With Napoleon at a water park, Joan Of Arc heading an exercise class, Genghis Khan ravaging a sporting goods store, Rufus breaking the fourth wall and the electric guitar sound effect every time Bill and Ted play air guitar or tickle their palms, everything is potentially surreal but these odd juxtapositions are glued together with a sense of joy and absurdity which is somehow grounded in reality; the reality of school, exams, and romantic relationships. Of course in ’80s teen-movie-form, SPOILER ALERT 😁 Bill and Ted ace their test. This is a very upbeat, feel-good comedy and watching it in the present day makes you simultaneously cheerful and nostalgic (even though “In Time” by Robbie Robb makes me tear-up with sentimentality every time I hear it).

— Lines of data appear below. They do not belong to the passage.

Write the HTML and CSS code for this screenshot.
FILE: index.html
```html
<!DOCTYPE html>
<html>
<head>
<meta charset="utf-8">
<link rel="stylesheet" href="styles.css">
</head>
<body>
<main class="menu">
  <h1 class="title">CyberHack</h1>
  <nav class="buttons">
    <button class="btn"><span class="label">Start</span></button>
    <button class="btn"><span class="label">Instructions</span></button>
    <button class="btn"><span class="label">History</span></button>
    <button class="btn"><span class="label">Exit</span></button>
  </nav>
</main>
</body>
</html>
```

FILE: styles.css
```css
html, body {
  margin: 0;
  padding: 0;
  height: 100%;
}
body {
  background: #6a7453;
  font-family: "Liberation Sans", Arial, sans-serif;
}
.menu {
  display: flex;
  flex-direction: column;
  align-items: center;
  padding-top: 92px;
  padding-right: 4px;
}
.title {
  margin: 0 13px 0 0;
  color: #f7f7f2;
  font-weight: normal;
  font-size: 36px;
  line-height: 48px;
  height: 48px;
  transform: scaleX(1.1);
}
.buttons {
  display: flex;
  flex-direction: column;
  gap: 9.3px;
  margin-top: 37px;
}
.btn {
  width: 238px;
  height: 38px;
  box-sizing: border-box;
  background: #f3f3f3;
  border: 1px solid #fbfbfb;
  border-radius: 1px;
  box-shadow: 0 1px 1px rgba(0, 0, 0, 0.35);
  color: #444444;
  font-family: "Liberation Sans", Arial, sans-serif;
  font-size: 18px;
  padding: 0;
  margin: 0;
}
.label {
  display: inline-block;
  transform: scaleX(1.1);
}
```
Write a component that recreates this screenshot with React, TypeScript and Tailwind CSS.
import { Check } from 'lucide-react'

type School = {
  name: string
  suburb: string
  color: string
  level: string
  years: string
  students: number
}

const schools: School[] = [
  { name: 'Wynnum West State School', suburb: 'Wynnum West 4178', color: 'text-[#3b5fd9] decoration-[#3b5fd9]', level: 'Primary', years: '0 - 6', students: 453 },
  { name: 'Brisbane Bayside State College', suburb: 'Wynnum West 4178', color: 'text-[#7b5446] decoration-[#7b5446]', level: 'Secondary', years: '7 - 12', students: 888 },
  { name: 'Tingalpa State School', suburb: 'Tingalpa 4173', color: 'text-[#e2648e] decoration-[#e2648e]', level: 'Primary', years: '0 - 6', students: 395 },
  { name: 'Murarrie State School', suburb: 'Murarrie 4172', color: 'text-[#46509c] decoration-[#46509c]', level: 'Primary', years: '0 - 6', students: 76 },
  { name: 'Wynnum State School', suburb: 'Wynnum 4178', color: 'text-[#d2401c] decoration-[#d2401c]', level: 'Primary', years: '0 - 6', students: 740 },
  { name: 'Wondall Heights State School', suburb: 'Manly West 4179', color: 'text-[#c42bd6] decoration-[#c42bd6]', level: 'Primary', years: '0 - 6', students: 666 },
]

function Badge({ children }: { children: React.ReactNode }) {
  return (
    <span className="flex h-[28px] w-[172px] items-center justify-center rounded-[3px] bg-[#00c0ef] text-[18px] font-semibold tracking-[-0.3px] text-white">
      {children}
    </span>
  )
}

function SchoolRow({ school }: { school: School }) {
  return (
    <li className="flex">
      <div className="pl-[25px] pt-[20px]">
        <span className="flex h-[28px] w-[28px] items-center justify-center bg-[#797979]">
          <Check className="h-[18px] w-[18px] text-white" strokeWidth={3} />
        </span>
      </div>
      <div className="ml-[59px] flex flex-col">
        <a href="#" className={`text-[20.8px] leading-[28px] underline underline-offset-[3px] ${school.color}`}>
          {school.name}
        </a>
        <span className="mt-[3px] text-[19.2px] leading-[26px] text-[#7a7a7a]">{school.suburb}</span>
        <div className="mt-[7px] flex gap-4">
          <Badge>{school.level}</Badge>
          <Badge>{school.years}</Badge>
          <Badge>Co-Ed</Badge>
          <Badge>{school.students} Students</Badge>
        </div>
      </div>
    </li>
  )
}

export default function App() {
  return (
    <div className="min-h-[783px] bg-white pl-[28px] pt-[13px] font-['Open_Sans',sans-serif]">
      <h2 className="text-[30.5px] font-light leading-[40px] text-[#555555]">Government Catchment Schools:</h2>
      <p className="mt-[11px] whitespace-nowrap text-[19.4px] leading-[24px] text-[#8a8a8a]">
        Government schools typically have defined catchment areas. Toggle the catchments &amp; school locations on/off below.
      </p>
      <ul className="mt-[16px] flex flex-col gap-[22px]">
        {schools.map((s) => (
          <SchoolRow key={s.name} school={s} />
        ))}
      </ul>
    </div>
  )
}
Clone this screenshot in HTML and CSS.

When you’re young, naïve yet optimistic, and looking toward your future, you think your adulthood will be so noteworthy that you will change the world. Bill & Ted’s Excellent Adventure is a literal translation of youthful optimism; your dreams will come true and you are the centre of the universe. Watching this film as an adult puts you back in that positive zone, albeit for 1 hour 31 minutes. Unfortunately, despite the film’s optimism in regards to the future, the twenty-first century isn’t as rosy as depicted in twentieth-century films, in fact it’s most heinous. “Be excellent to each other and party on dudes” is as good a motto to live your life by as any. I just wish our real life future was based on this principle.

Most Excellent.

Writing: 8/10

Directing: 8/10

Acting: 9/10

Overall: 9/10

3 replies »

  1. I heard that the 4K bluray and digital release has a disclaimer about outdated values. Is that because Bill and Ted said “fag”?

    • The Film Review show on BBC News mentioned this but the reviewer/presenter said they found the “ogling” over Missy uncomfortable, not the word “fag”. Personally, I fail to see how Bill and Ted finding someone attractive is uncomfortable and that potentially homophobic line is a comedic overreaction to hugging.

      Hey, as long as they’re not editing things out, I don’t mind disclaimers.

      BTW I don’t own the 4K blu-ray so I can’t say whether or not there is a disclaimer.